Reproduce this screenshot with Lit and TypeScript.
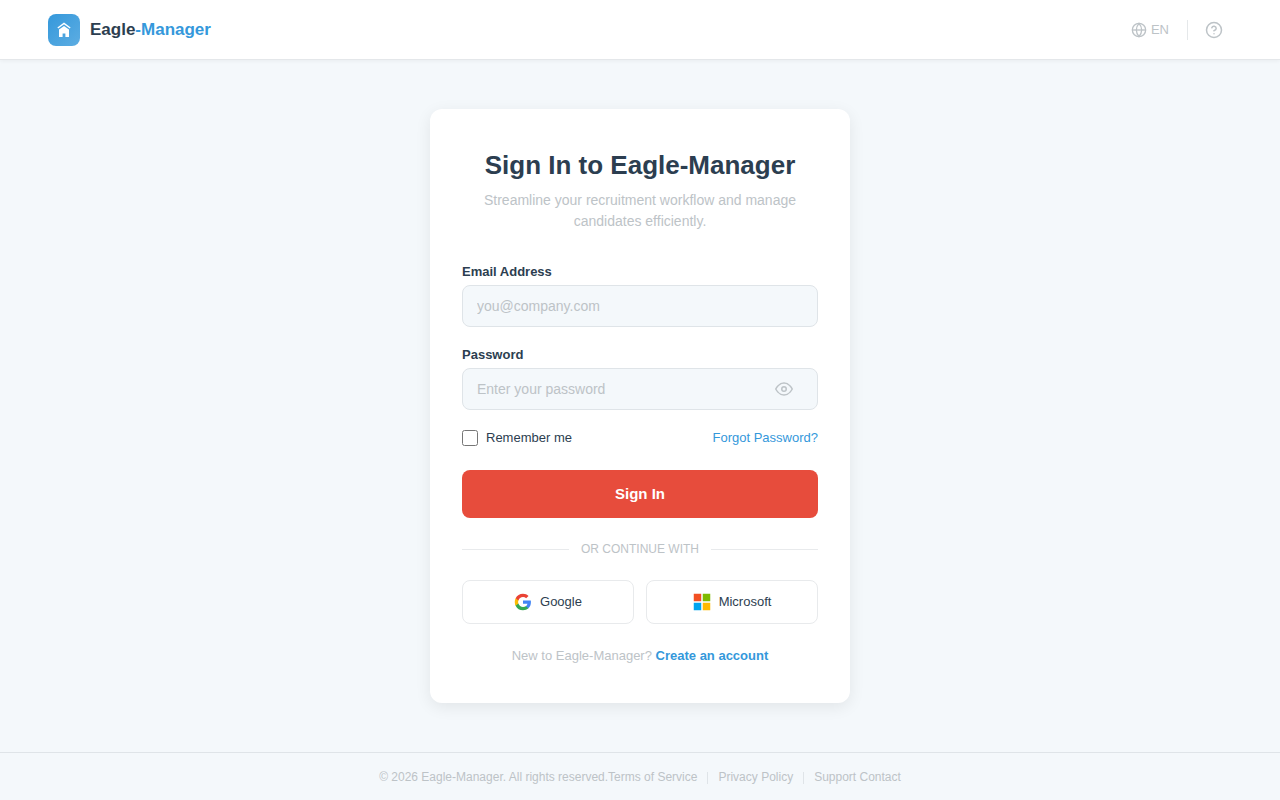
import { LitElement, html, css, svg } from "lit";
import { customElement, state } from "lit/decorators.js";

const houseIcon = svg`<svg width="18" height="18" viewBox="0 0 18 18" aria-hidden="true">
  <path d="M2.8 7 9 2.5 15.2 7" fill="none" stroke="#fff" stroke-width="1.5" stroke-linejoin="miter"/>
  <path d="M4 8.4 9 4.9l5 3.5V16h-3.6v-3.4H7.6V16H4z" fill="#fff"/>
</svg>`;

const globeIcon = svg`<svg width="16" height="16" viewBox="0 0 24 24" fill="none" stroke="currentColor" stroke-width="2" aria-hidden="true">
  <circle cx="12" cy="12" r="10"/><path d="M2 12h20"/>
  <path d="M12 2a15.3 15.3 0 0 1 4 10 15.3 15.3 0 0 1-4 10 15.3 15.3 0 0 1-4-10 15.3 15.3 0 0 1 4-10z"/>
</svg>`;

const helpIcon = svg`<svg width="18" height="18" viewBox="0 0 24 24" fill="none" stroke="currentColor" stroke-width="2" stroke-linecap="round" stroke-linejoin="round" aria-hidden="true">
  <circle cx="12" cy="12" r="10"/><path d="M9.09 9a3 3 0 0 1 5.83 1c0 2-3 3-3 3"/><path d="M12 17h.01"/>
</svg>`;

const eyeIcon = svg`<svg width="18" height="18" viewBox="0 0 24 24" fill="none" stroke="currentColor" stroke-width="2" stroke-linecap="round" stroke-linejoin="round" aria-hidden="true">
  <path d="M1 12s4-8 11-8 11 8 11 8-4 8-11 8-11-8-11-8z"/><circle cx="12" cy="12" r="3"/>
</svg>`;

const googleIcon = svg`<svg width="18" height="18" viewBox="0 0 24 24" aria-hidden="true">
  <path fill="#4285F4" d="M22.56 12.25c0-.78-.07-1.53-.2-2.25H12v4.26h5.92a5.06 5.06 0 0 1-2.2 3.32v2.77h3.57c2.08-1.92 3.27-4.74 3.27-8.1z"/>
  <path fill="#34A853" d="M12 23c2.97 0 5.46-.98 7.28-2.66l-3.57-2.77c-.98.66-2.23 1.06-3.71 1.06-2.86 0-5.29-1.93-6.16-4.53H2.18v2.84A11 11 0 0 0 12 23z"/>
  <path fill="#FBBC05" d="M5.84 14.09A6.6 6.6 0 0 1 5.49 12c0-.73.13-1.43.35-2.09V7.07H2.18A11 11 0 0 0 1 12c0 1.78.43 3.45 1.18 4.93z"/>
  <path fill="#EA4335" d="M12 5.38c1.62 0 3.06.56 4.21 1.64l3.15-3.15C17.45 2.09 14.97 1 12 1A11 11 0 0 0 2.18 7.07l3.66 2.84C6.71 7.31 9.14 5.38 12 5.38z"/>
</svg>`;

const microsoftIcon = svg`<svg width="18" height="18" viewBox="0 0 24 24" aria-hidden="true">
  <path fill="#F25022" d="M1 1h10v10H1z"/><path fill="#7FBA00" d="M13 1h10v10H13z"/>
  <path fill="#00A4EF" d="M1 13h10v10H1z"/><path fill="#FFB900" d="M13 13h10v10H13z"/>
</svg>`;

@customElement("app-root")
export class AppRoot extends LitElement {
  @state() private showPassword = false;

  static styles = css`
    :host {
      display: flex;
      flex-direction: column;
      min-height: 100vh;
      background: #f4f8fb;
      color: #2c3e50;
      font-family: "Liberation Sans", Arial, sans-serif;
      font-size: 13px;
    }
    * { box-sizing: border-box; }
    button, input { font-family: inherit; margin: 0; }
    button { cursor: pointer; }
    a { color: inherit; text-decoration: none; }
    svg { display: block; flex: none; }

    .header {
      display: flex;
      align-items: center;
      justify-content: space-between;
      height: 60px;
      padding: 0 48px;
      background: #fff;
      border-bottom: 1px solid #e4e7ea;
      box-shadow: 0 1px 4px rgba(0, 0, 0, 0.05);
    }
    .brand { display: flex; align-items: center; gap: 10px; font-size: 17px; font-weight: 700; }
    .mark {
      display: grid;
      place-items: center;
      width: 32px;
      height: 32px;
      border-radius: 8px;
      background: linear-gradient(135deg, #3498db, #5dade2);
    }
    .accent { color: #3498db; }
    .tools { display: flex; align-items: center; gap: 8px; color: #bdc3c7; }
    .tool {
      display: flex;
      align-items: center;
      justify-content: center;
      gap: 4px;
      height: 36px;
      padding: 0 10px;
      border: 0;
      background: none;
      color: inherit;
      font-size: 13px;
    }
    .tool.square { width: 36px; padding: 0; }
    .rule { width: 1px; height: 20px; background: #e5e8ea; }

    .main { flex: 1; display: flex; align-items: center; justify-content: center; padding: 48px 16px; }
    .card {
      width: 100%;
      max-width: 420px;
      padding: 40px 32px;
      border-radius: 12px;
      background: #fff;
      box-shadow: 0 4px 16px rgba(0, 0, 0, 0.08);
    }
    .title { margin: 0 0 9px; font-size: 26px; line-height: 32px; text-align: center; }
    .subtitle { margin: 0 0 32px; font-size: 14px; line-height: 21px; color: #bdc3c7; text-align: center; }
    .field { margin-bottom: 20px; }
    .label { display: block; margin-bottom: 6px; line-height: 15px; font-weight: 700; }
    .box {
      display: flex;
      align-items: center;
      height: 42px;
      border: 1px solid #dfe4e8;
      border-radius: 8px;
      background: #f4f8fb;
    }
    .box:focus-within { border-color: #3498db; }
    .input {
      flex: 1;
      min-width: 0;
      height: 100%;
      padding: 0 14px;
      border: 0;
      outline: 0;
      background: none;
      color: inherit;
      font-size: 14px;
    }
    .input::placeholder { color: #bdc3c7; }
    .eye { margin-right: 16px; padding: 8px; border: 0; background: none; color: #bdc3c7; }
    .options {
      display: flex;
      align-items: center;
      justify-content: space-between;
      margin-bottom: 24px;
      line-height: 16px;
    }
    .remember { display: flex; align-items: center; gap: 8px; }
    .check { width: 16px; height: 16px; }
    .submit {
      display: block;
      width: 100%;
      height: 48px;
      border: 0;
      border-radius: 8px;
      background: #e74c3c;
      color: #fff;
      font-size: 15px;
      line-height: 18px;
      font-weight: 700;
    }
    .divider {
      display: flex;
      align-items: center;
      gap: 12px;
      margin: 24px 0;
      line-height: 14px;
      font-size: 12px;
      color: #bdc3c7;
      text-transform: uppercase;
    }
    .divider::before, .divider::after { content: ""; flex: 1; height: 1px; background: #e8eaec; }
    .social { display: grid; grid-template-columns: 1fr 1fr; gap: 12px; margin-bottom: 24px; }
    .provider {
      display: flex;
      align-items: center;
      justify-content: center;
      gap: 8px;
      height: 44px;
      border: 1px solid #e8eaec;
      border-radius: 8px;
      background: #fff;
      color: inherit;
      font-size: 13px;
      line-height: 16px;
    }
    .signup { margin: 0; line-height: 15px; color: #bdc3c7; text-align: center; }
    .create { color: #3498db; font-weight: 700; }

    .footer {
      display: flex;
      flex-wrap: wrap;
      align-items: center;
      justify-content: center;
      padding: 17px 48px 15px;
      border-top: 1px solid #dfe4e8;
      font-size: 12px;
      line-height: 15px;
      color: #bdc3c7;
    }
    .links { display: flex; align-items: center; gap: 10px; }
    .links .rule { height: 12px; background: #dfe4e8; }
  `;

  render() {
    return html`
      <header class="header">
        <a class="brand" href="#">
          <span class="mark">${houseIcon}</span>
          <span>Eagle<span class="accent">-Manager</span></span>
        </a>
        <div class="tools">
          <button class="tool" type="button" aria-label="Language">${globeIcon}<span>EN</span></button>
          <span class="rule"></span>
          <button class="tool square" type="button" aria-label="Help">${helpIcon}</button>
        </div>
      </header>

      <main class="main">
        <section class="card">
          <h1 class="title">Sign In to Eagle-Manager</h1>
          <p class="subtitle">Streamline your recruitment workflow and manage candidates efficiently.</p>
          <form @submit=${(e: Event) => e.preventDefault()}>
            <div class="field">
              <label class="label" for="email">Email Address</label>
              <div class="box">
                <input class="input" id="email" type="email" placeholder="you@company.com" autocomplete="email" />
              </div>
            </div>
            <div class="field">
              <label class="label" for="password">Password</label>
              <div class="box">
                <input class="input" id="password" type=${this.showPassword ? "text" : "password"}
                  placeholder="Enter your password" autocomplete="current-password" />
                <button class="eye" type="button" aria-label="Toggle password visibility"
                  @click=${() => (this.showPassword = !this.showPassword)}>${eyeIcon}</button>
              </div>
            </div>
            <div class="options">
              <label class="remember" for="remember">
                <input class="check" id="remember" type="checkbox" />Remember me
              </label>
              <a class="accent" href="#">Forgot Password?</a>
            </div>
            <button class="submit" type="submit">Sign In</button>
          </form>
          <div class="divider">Or continue with</div>
          <div class="social">
            <button class="provider" type="button">${googleIcon}Google</button>
            <button class="provider" type="button">${microsoftIcon}Microsoft</button>
          </div>
          <p class="signup">New to Eagle-Manager? <a class="create" href="#">Create an account</a></p>
        </section>
      </main>

      <footer class="footer">
        <span>© 2026 Eagle-Manager. All rights reserved.</span>
        <nav class="links">
          <a href="#">Terms of Service</a><span class="rule"></span>
          <a href="#">Privacy Policy</a><span class="rule"></span>
          <a href="#">Support Contact</a>
        </nav>
      </footer>
    `;
  }
}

※

PROBLEM TO SOLVE:
Copy out the lines that hold "this".

TASK RESULT:
Reproduce this screenshot with Lit and TypeScript.
                <input class="input" id="password" type=${this.showPassword ? "text" : "password"}
                  @click=${() => (this.showPassword = !this.showPassword)}>${eyeIcon}</button>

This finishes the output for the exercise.